Let's see where things can go wrong if a sequence $\{f_n\}$ is *not* dominated by *any* function. Take, for instance, the sequence of functions $\{f_n\}$ where for each $n\in\mathbb{N}$ we define $$f_n(x)=n\chi_{(0,1/n]}(x)=\begin{cases} n, &\text{if $0< x\leq \frac{1}{n} $}\\ 0, &\text{else.} \end{cases}$$

Then $f_n\to 0$ pointwise, as is evident by looking at graphs of the first few $f_n$. (We've also discussed this sequence before.) But notice there is *no* integrable function $g$ such that $|f_n(x)|\leq g(x)$ for all $x\in(0,1]$ and for ALL $n$. This is because for large values of $n$, the height of $f_n$ is tending towards infinity, or in other words, the $f_n$ are unbounded. Since the area of each rectangle is $1$, we see that the integral and the limit do *not* commute in this example. Explicitly: $$1=\lim_{n\to\infty}\int_0^1 f_n(x)\;dx\quad \neq\quad \int_0^1\lim_{n\to\infty}f_n(x)\;dx=0$$ where we have used the fact that $\displaystyle{\lim_{n\to\infty}f_n(x)=0}$ and that the Riemann and Lebesgue integral coincide in this case.
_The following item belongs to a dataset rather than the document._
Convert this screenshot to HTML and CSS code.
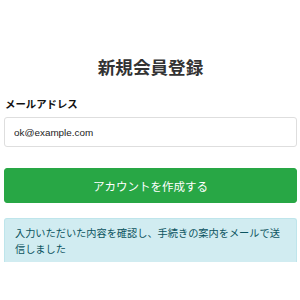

### An example using the DCT

Compute the following integral: $$\lim_{n\to\infty}\int_{\mathbb{R}} \frac{n\sin(x/n)}{x(x^2+1)}\;dx.$$*Solution*. Let $x\in\mathbb{R}$ and begin by defining $$ f_n(x)=\frac{n\sin(x/n)}{x(x^2+1)}\qquad \text{for each $n\in\mathbb{N}$.}$$ Observe that each $f_n$ is measurable* and the sequence $\{f_n\}$ converges pointwise to $\frac{1}{1+x^2}$ for all $x\neq 0$:

\begin{align*}

\lim_{n\to\infty} f_n(x) &=\lim_{n\to\infty} \left(\frac{\sin(x/n)}{x/n}\right)\frac{1}{1+x^2}\\

&=\frac{1}{1+x^2}

\end{align*}

since $\displaystyle{ \lim_{n\to\infty} \frac{\sin(x/n)}{x/n} }=1$ for a fixed $x$.

From this we also see that $g(x)=\frac{1}{1+x^2}$ works as a dominating function. Indeed, $g$ is integrable on $\mathbb{R}$ (as we'll verify below) and

\begin{align*}

|f_n(x)|&=\bigg|\frac{\sin(x/n)}{x/n}\cdot\frac{1}{1+x^2} \bigg|\\

&=\frac{|\sin(x/n)|}{|x/n|}\cdot\frac{1}{1+x^2}\\

&\leq \frac{1}{1+x^2}\\

&=g(x)

\end{align*}

since $|\sin(x)|\leq |x|$ for all $x$. Thus we apply the DCT to conclude

\begin{align*}

\lim_{n\to\infty}\int_{\mathbb{R}} \frac{n\sin(x/n)}{x(x^2+1)}\;dx &= \lim_{n\to\infty}\int_{-\infty}^{\infty} \frac{n\sin(x/n)}{x(x^2+1)}\;dx\\[4pt]

&=\int_{-\infty}^{\infty}\frac{1}{1+x^2}\;dx\\[4pt]

&=\tan^{-1}(x)\bigg|_{-\infty}^{\infty}\\[4pt]

&=\pi.

\end{align*}

*Footnote:*

*If $g$ is a continuous function and $f$ is a measurable function, then their composition $g\circ f$ is measurable. And if $g$ and $f$ are both measurable, then so is $fg$.